Is it ok to use a hard drive that you once used with your PC? Would I have to reformat the drive first? or could I just run the mfs commands?


----------



## Dkerr24 (Oct 29, 2004)

mfsrestore will wipe out the old data on the PC drive. No need to reformat.


----------



## yukit (Jul 23, 2005)

Dkerr24 said:


> mfsrestore will wipe out the old data on the PC drive. No need to reformat.


Searched, but I could not find the answer I was looking for.

How about if I want to reuse a drive from a PC for the Tivo drive B?
Assuming my Tivo drive A & B are connected as hda & hdb, can I just do:
mfsadd -x /dev/hda /dev/hdb

TIA


----------



## captain_video (Mar 1, 2002)

If you had Win NT, Win 2K, or Win XP on your PC then the drive won't work in your Tivo without running a utility program on the drive first called maketivobootable. You'll find it posted here:

http://www.tivocommunity.com/tivo-vb/showthread.php?threadid=117404&perpage=20&pagenumber=1


----------



## wscannell (Dec 7, 2003)

captain_video said:


> If you had Win NT, Win 2K, or Win XP on your PC then the drive won't work in your Tivo without running a utility program on the drive first called maketivobootable. You'll find it posted here:
> 
> http://www.tivocommunity.com/tivo-vb/showthread.php?threadid=117404&perpage=20&pagenumber=1


Not true. A previously used PC drive can be used with mfsadd. It will format the drive. makeTiVoBootable will fix a TiVo drive that has been attached to a PC and the PC booted into NT, 2000, or XP. If the drive has not yet been formatted for use in the TiVo, makeTiVoBootable is not necessary.


----------



## yukit (Jul 23, 2005)

wscannell said:


> Not true. A previously used PC drive can be used with mfsadd.


This did indeed work.
Thanks.


----------



## mr.unnatural (Feb 2, 2006)

That is correct. I should have specified that you cannot place a _Tivo_ drive in your PC and allowed to boot with the aforementioned operating systems.


----------



## chris_h (Dec 17, 2003)

I have a similar question. I think I know the answer, but would hate to blow it.
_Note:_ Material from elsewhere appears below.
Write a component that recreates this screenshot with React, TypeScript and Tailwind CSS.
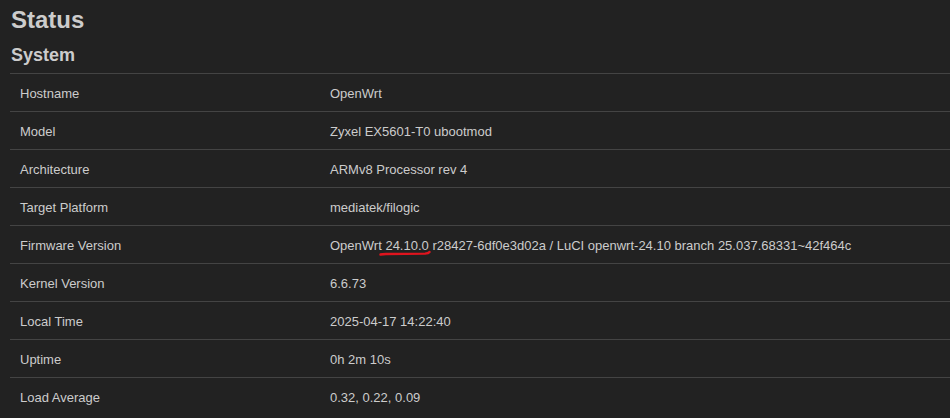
import React from "react";

const rows: [string, React.ReactNode][] = [
  ["Hostname", "OpenWrt"],
  ["Model", "Zyxel EX5601-T0 ubootmod"],
  ["Architecture", "ARMv8 Processor rev 4"],
  ["Target Platform", "mediatek/filogic"],
  [
    "Firmware Version",
    <>
      OpenWrt{" "}
      <span className="relative">
        24.10.0
        <svg
          className="absolute left-[-6px] top-[12px]"
          width="52"
          height="7"
          viewBox="0 0 52 7"
        >
          <path
            d="M1.5 4.5 Q3 4 7 4 L46 3.6 Q49.5 3.4 50.5 2"
            stroke="#e0141e"
            strokeWidth="2.4"
            fill="none"
            strokeLinecap="round"
          />
        </svg>
      </span>{" "}
      r28427-6df0e3d02a / LuCI openwrt-24.10 branch 25.037.68331~42f464c
    </>,
  ],
  ["Kernel Version", "6.6.73"],
  ["Local Time", "2025-04-17 14:22:40"],
  ["Uptime", "0h 2m 10s"],
  ["Load Average", "0.32, 0.22, 0.09"],
];

export default function App() {
  return (
    <div
      className="w-[950px] h-[418px] overflow-hidden bg-[#222222] text-[#cccccc]"
      style={{ fontFamily: '"Liberation Sans", Arial, sans-serif' }}
    >
      <div className="pl-[10px] pt-[5px]">
        <h1 className="text-[24px] leading-[29px] font-bold text-[#cccccc] pl-px">Status</h1>
        <h2 className="mt-[10px] text-[18px] leading-[22px] font-bold text-[#cccccc] pl-px">System</h2>
        <div className="mt-[7px]">
          {rows.map(([k, v], i) => (
            <div
              key={i}
              className="flex h-[38px] items-center pt-[2px] border-t border-[#444444] text-[13px]"
            >
              <div className="w-[320px] pl-[10px]">{k}</div>
              <div className="flex-1 whitespace-nowrap">{v}</div>
            </div>
          ))}
        </div>
      </div>
    </div>
  );
}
I have an HR10-250 with a hardware issue on the card reader. It has the oriiginal 250GB drive plus a 400GB I added. My plan when the replacement unit gets here is to run it for a week to make sure it works, then pull my 400GB drive from the bad HR10-250 and add it to the new unit using mfsadd, similar to what I did when I first added it two months ago.

Based on what I read above, this should work, and I do not have to reformat the 400GB drive, even though it contains recordings from the now dead HR10. It sounds like mfsadd does the reformatting for me. I know I will lose those old recordings. Can one of you experts please confirm this will work. Thanks in advance.


----------



## classicsat (Feb 18, 2004)

mfsadd doesn't "format", it just partitions the drive and adds them to the media database.


----------



## chris_h (Dec 17, 2003)

classicsat said:


> mfsadd doesn't "format", it just partitions the drive and adds them to the media database.


Please forgive my ignorance, but I still don't know if that will be sufficient or not. The drive was working in another HR10 already, so it is formatted. I am not familiar with IDE/MFS file systems. I do know that the drive contains recordings from the previous tivo. Are you saying this method will work or not? Are you saying that the previous recordings will be taking up space maybe? Or are you saying it will just act as though the old data on the drive is not even there?

Thanks in advance.


----------



## classicsat (Feb 18, 2004)

For all intents an purposes, the drive is considered blank in that situation. 

Any recordings on it are deallocated (or more accurately, likley lost with the original A drive).


----------